Wednesday, March 22, 2017

Annihilation Refuted

  • Introduction:
          -Eternal Condemnation: the souls of unbelievers are sentenced to a painful eternity and separated from the presence of God.
          -Annihilationism: lost souls get destroyed or cease to exist after the moment of physical death. 
          -Defenders of the "Annihilation" doctrine would include the Jehovah's Witnesses, Seventh Day Adventists, Christadelphians, and others.
  • Logically Necessary:
          -If annihilation is true, then why not also believe that our comfort and existence in heaven will last only for a short period of time?
  • A License To Sin:
          -If a person desires to continue acting in a sinful manner and dies in an unrepentant and unbelieving state, then he or she will have no worries about any sort of future punishments. After all, a non-existent being cannot face judgement for sin by God. So there will ultimately be no punishment for any sins in this theological framework.
  • Flat Contradiction To Biblical Teaching:
          -The Bible emphatically states that the wicked will endure everlasting separation from God in hell (Isaiah 66:22-24; Daniel 12:1-2; Mark 9:43-48; Matthew 25:41-46; 2 Thessalonians 1:8-9; Revelation 14:9-11; 20:10).
  • The Story Of The Rich Man And Lazarus Serves As Biblical Evidence That Souls Remain Conscious After Physical Death And That Unbelievers Do Not Cease To Exist (Luke 16:19-31):
           -Even if one does not interpret this story to be literal history, plenty of details exist to indicate conscious life after death with the moral lesson that unrighteous people will face judgement by God.
  • On The Greek Term Kolasis In Matthew 25:26:
          -"κόλασις kólasis; gen. koláseōs, fem. noun from kolázō (2849), to punish. Punishment (Matt. 25:46), torment (1 John 4:18), distinguished from timōría (5098), punishment, which in Class. Gr. has the predominating thought of the vindictive character of the punishment which satisfies the inflicter’s sense of outraged justice in defending his own honor or that of the violated law. Kólasis, on the other hand, conveys the notion of punishment for the correction and bettering of the offender. It does not always, however, have this strict meaning in the NT. In Matt. 25:46, kólasis aiṓnios (166), eternal, does not refer to temporary corrective punishment and discipline, but has rather the meaning of timōría, punishment because of the violation of the eternal law of God." (Excerpt taken from Dr. Spiros Zodhiates, Greek-Hebrew Key Word Study Bible)
  • On The Greek Term Aionion:
          -Annihilationists correctly point out that the Greek word "aionion," which is translated into English as "eternal," does not always mean eternal. The word generally means an age or period of time. However, the New Testament clearly denotes the Greek term "aionion" to mean an eternal length of time. The term is also used to describe the length of God's reign (Revelation 11:15) and our salvation (John 3:16). The concept of a literal, eternal conscious torment in hell is indeed a startling truth. Attempting to deny its existence is foolish to the utmost.

1 comment:

  1. Very Good article Jesse.

    Continuing on your point regarding logical necessity: If God is truly just, and if God is infinitely good, it would seem unjust if the punishment for sinning against an infinitely holy God were temporal (or temporary) in nature rather than infinite.

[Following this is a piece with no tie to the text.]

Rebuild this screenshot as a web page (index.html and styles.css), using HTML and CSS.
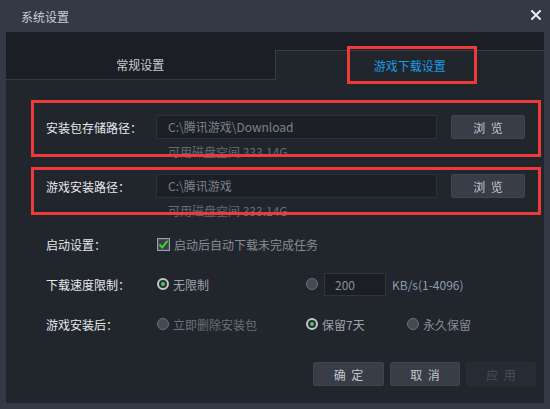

    Regarding the Meaning of αἰώνιος [eternal]: its meaning in relation to perdition is made clear in Mt 25:46 where we see a clear antithetical pairing between κόλασιν αἰώνιον [eternal punishment] and ζωὴν αἰώνιον [eternal life]. The same word, letter for letter, is used in both. If the life is eternal, then of necessity so is the punishment.

    Mt 25:46 (NASB) — “These will go away into eternal punishment, but the righteous into eternal life.” [καὶ ἀπελεύσονται οὗτοι εἰς κόλασιν αἰώνιον, οἱ δὲ δίκαιοι εἰς ζωὴν αἰώνιον. (NA28).].